— begin —
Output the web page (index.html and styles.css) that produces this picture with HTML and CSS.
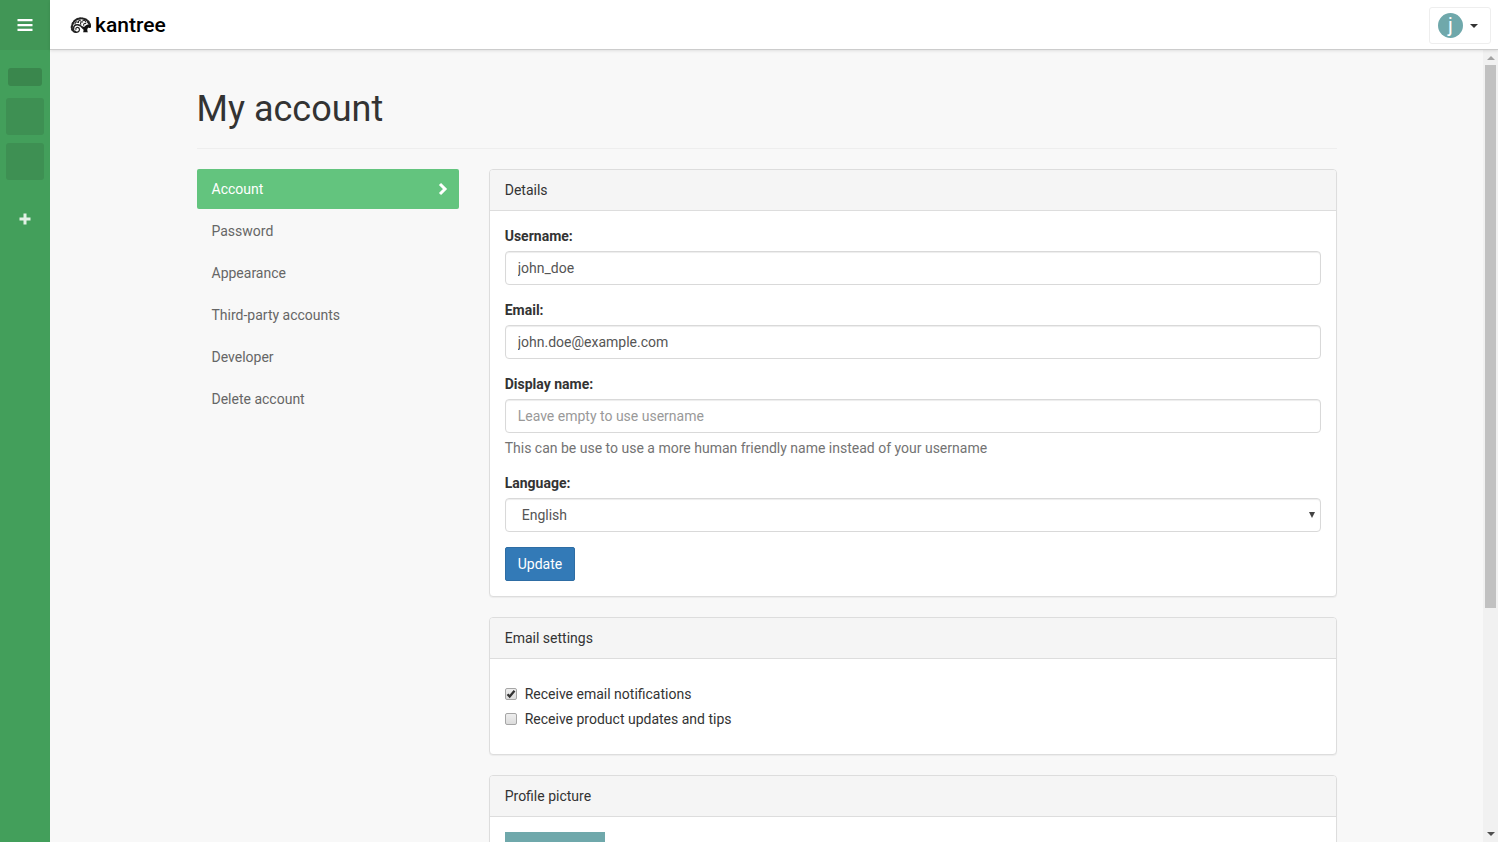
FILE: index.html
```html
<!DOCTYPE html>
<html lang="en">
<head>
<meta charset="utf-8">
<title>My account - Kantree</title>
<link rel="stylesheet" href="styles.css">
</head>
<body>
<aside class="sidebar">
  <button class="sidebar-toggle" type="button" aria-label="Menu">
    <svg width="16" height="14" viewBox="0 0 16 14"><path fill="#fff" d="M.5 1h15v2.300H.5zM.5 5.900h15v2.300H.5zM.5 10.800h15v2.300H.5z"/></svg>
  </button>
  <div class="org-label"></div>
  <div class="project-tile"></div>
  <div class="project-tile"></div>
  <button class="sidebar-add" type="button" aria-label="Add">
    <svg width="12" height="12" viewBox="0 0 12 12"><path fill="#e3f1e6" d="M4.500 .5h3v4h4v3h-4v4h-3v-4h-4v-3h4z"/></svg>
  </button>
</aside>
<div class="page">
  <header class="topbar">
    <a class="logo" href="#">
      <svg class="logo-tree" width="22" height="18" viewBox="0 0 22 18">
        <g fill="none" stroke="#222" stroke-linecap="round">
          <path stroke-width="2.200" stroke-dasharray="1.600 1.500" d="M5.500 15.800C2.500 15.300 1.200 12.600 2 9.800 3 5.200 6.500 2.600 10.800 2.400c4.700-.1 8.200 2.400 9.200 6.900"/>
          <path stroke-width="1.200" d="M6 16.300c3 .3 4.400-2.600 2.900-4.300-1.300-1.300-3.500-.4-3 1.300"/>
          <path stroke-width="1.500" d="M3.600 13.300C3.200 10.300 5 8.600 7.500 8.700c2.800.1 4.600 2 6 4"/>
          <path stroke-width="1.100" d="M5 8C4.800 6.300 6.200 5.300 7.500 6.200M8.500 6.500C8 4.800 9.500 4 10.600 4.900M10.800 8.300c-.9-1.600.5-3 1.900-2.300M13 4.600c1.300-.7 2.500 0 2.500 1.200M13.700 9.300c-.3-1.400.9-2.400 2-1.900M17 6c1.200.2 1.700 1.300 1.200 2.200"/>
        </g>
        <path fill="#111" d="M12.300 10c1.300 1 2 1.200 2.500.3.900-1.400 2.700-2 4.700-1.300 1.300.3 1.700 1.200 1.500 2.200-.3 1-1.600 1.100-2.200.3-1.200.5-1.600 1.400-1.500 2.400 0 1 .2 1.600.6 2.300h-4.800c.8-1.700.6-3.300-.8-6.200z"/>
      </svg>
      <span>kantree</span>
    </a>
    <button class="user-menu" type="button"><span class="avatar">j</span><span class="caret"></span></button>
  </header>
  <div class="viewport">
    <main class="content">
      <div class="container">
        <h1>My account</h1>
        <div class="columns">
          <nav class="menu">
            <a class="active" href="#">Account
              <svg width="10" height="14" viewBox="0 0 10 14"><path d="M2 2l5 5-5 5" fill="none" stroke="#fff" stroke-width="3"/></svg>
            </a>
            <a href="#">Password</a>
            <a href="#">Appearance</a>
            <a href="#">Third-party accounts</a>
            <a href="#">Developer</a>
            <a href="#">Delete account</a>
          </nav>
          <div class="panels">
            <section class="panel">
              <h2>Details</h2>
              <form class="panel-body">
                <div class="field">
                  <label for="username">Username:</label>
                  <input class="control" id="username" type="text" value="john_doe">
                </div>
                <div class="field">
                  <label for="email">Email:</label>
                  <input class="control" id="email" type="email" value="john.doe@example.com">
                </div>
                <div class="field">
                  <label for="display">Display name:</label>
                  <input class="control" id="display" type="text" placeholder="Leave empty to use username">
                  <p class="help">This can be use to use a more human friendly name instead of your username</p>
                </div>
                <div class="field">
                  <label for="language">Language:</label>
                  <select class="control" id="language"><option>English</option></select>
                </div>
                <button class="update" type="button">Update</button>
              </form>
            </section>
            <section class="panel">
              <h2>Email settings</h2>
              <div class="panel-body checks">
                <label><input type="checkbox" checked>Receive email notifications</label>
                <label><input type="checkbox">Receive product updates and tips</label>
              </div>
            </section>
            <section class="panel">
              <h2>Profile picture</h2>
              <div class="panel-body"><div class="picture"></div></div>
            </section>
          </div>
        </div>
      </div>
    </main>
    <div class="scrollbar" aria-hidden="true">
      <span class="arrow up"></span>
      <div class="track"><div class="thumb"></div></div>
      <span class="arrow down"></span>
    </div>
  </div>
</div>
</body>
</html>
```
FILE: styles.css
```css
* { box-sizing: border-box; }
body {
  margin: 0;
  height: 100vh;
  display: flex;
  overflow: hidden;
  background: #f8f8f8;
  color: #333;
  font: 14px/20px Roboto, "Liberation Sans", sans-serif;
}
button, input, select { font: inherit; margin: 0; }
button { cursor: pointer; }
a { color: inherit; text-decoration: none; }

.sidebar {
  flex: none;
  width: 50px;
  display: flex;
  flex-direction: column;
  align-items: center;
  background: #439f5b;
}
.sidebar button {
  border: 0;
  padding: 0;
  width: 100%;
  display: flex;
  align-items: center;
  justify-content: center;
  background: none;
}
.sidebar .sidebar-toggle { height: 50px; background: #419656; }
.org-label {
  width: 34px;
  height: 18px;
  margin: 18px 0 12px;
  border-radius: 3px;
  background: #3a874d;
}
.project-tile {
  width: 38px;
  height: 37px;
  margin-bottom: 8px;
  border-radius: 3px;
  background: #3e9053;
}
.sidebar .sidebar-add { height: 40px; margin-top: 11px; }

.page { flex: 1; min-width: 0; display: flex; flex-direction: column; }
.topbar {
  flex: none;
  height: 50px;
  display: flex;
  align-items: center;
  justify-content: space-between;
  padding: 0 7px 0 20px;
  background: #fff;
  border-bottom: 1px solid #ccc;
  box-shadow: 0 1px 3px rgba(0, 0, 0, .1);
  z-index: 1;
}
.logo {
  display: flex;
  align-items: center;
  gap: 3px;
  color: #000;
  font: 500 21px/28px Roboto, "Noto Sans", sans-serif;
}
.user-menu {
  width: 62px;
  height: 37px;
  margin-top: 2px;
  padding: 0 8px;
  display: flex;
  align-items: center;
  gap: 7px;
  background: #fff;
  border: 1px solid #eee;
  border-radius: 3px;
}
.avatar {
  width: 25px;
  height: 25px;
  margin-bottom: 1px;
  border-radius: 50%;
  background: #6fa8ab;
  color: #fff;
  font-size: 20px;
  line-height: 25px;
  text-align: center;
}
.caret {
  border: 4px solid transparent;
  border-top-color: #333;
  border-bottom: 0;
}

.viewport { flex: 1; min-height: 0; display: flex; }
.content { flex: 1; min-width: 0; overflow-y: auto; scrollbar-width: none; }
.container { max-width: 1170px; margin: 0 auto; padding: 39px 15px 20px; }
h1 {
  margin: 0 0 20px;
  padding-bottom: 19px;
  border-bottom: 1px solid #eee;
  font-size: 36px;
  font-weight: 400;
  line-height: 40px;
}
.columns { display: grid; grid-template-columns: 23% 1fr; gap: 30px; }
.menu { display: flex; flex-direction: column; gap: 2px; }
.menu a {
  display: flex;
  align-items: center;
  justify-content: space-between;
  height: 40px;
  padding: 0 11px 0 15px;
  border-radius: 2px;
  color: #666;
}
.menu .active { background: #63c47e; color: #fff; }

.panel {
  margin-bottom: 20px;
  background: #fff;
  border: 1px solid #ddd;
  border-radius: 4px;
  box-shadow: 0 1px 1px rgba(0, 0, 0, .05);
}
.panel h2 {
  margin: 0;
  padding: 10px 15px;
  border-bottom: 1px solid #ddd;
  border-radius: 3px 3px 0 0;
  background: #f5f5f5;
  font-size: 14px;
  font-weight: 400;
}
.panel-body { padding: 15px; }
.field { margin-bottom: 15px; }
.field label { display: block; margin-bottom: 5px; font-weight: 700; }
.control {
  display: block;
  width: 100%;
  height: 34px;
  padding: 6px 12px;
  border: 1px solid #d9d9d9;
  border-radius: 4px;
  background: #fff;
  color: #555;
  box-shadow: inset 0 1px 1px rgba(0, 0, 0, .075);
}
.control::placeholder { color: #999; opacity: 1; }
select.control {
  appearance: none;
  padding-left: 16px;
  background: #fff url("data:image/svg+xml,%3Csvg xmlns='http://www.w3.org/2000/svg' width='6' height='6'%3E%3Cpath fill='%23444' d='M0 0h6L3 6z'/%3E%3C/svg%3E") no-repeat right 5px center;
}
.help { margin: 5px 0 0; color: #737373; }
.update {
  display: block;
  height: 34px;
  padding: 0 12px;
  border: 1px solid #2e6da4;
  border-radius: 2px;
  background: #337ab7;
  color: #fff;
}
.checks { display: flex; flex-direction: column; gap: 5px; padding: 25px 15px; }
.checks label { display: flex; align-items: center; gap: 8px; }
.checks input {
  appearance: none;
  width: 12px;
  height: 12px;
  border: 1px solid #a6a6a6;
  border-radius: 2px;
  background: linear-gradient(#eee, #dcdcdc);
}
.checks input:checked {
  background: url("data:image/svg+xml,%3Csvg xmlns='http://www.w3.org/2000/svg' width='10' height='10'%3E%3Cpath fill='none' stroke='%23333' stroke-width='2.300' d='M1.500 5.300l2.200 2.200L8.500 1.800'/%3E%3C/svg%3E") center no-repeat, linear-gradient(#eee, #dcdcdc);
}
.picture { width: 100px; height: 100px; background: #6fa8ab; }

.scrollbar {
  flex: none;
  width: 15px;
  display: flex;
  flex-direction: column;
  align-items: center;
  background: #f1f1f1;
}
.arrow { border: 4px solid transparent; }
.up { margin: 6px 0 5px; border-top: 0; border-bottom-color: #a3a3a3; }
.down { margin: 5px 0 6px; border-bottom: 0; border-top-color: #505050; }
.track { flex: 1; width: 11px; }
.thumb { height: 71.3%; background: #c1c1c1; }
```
— end —
— begin —
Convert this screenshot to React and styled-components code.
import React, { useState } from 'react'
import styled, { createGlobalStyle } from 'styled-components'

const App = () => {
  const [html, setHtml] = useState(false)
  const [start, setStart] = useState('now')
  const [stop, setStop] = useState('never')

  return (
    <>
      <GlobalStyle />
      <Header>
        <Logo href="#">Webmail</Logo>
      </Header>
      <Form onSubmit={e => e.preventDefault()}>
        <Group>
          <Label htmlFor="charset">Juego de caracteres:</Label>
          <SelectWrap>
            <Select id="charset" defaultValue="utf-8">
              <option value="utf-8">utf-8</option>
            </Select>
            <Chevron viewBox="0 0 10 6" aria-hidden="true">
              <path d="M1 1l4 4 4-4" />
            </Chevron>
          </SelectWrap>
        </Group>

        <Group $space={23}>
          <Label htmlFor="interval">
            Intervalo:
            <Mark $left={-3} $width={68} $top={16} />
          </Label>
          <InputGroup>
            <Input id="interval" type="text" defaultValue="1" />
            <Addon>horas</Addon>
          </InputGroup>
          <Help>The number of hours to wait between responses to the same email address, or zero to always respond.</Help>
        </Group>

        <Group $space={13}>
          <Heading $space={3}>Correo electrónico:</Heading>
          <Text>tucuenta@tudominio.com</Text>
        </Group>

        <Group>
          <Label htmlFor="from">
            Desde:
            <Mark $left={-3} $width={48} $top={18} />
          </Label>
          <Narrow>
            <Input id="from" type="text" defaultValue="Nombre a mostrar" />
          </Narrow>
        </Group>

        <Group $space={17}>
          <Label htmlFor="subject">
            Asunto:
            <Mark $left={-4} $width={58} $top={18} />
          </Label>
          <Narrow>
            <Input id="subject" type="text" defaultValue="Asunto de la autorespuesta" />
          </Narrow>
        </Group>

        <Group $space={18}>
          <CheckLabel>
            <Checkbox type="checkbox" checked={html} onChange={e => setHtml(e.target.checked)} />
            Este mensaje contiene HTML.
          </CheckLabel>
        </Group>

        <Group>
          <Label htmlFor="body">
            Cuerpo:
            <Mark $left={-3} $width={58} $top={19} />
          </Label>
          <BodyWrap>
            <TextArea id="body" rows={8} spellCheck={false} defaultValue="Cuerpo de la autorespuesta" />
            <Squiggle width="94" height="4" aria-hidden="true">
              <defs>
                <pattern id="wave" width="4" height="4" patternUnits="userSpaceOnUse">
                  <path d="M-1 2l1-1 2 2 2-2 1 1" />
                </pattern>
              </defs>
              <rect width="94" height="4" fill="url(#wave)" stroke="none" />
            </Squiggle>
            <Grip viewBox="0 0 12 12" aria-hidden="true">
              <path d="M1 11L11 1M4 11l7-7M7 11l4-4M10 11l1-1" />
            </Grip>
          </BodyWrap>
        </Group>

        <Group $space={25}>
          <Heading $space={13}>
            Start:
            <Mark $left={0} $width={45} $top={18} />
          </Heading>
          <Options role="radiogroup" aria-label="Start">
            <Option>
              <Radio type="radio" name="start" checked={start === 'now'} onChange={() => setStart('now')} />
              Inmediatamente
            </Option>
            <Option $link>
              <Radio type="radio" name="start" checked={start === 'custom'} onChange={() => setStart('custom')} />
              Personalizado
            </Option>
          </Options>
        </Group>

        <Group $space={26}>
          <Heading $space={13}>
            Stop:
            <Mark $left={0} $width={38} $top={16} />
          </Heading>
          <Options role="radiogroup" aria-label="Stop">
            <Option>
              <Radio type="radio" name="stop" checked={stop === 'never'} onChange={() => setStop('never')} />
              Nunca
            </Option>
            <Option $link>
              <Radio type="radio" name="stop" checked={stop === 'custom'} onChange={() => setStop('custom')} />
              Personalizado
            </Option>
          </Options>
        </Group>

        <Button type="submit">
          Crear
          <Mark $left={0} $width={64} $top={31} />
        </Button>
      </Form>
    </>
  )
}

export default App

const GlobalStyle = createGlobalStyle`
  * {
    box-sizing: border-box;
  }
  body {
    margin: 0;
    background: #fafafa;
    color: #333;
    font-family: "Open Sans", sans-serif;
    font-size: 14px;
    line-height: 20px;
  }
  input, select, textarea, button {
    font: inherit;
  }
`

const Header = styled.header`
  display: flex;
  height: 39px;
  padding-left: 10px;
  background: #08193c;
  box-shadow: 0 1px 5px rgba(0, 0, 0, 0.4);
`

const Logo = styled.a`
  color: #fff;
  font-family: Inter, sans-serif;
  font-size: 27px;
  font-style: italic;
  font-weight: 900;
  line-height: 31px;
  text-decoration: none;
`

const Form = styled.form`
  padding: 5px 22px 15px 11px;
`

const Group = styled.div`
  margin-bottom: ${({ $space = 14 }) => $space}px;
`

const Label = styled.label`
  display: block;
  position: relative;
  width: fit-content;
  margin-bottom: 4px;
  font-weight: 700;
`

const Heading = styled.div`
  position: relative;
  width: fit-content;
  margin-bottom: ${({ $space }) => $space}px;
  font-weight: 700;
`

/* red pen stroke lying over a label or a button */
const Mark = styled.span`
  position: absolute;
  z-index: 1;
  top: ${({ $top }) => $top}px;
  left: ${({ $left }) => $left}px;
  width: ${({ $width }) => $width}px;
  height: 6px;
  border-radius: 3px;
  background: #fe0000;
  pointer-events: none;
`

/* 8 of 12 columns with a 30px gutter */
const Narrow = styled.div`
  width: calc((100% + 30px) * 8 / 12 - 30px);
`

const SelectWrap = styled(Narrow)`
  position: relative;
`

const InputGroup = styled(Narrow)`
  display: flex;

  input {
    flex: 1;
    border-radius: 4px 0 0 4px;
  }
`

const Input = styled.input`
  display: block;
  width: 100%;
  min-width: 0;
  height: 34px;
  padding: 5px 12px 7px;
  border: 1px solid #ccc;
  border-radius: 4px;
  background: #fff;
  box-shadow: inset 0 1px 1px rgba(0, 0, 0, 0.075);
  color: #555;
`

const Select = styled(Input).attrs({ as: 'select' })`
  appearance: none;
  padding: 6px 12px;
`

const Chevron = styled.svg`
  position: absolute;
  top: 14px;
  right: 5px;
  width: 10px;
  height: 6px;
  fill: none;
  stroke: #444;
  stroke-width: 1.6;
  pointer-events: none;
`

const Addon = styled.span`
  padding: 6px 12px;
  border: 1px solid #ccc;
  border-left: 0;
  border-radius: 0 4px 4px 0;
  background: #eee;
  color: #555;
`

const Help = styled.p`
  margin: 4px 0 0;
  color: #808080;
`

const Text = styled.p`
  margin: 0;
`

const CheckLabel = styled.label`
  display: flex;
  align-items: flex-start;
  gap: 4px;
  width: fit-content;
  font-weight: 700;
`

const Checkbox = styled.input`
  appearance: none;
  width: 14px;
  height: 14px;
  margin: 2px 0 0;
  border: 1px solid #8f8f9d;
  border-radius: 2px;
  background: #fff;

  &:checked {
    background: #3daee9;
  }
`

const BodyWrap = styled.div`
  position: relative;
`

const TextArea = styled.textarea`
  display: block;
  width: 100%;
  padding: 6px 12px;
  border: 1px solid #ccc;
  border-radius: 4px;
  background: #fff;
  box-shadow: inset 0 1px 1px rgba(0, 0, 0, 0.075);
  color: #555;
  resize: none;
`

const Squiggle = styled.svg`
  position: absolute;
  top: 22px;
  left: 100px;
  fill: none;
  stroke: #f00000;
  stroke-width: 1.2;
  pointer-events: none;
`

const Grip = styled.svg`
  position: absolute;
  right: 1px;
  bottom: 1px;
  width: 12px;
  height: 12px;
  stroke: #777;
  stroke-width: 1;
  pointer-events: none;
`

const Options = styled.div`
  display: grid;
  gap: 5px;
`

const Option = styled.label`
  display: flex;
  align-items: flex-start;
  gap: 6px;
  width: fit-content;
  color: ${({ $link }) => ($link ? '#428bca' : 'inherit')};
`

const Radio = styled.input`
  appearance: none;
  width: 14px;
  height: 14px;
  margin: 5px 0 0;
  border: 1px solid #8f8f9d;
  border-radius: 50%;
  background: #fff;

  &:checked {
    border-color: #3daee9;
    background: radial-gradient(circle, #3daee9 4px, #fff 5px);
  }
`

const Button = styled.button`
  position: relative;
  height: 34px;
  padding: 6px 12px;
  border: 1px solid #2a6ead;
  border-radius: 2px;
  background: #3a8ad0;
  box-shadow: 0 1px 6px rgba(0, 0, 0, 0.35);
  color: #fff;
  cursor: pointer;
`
— end —
▶ Exercise objective: Pick out, from the lines above, every one that contains the string "index".

▶ Answer below:
Output the web page (index.html and styles.css) that produces this picture with HTML and CSS.
FILE: index.html
  z-index: 1;
  z-index: 1;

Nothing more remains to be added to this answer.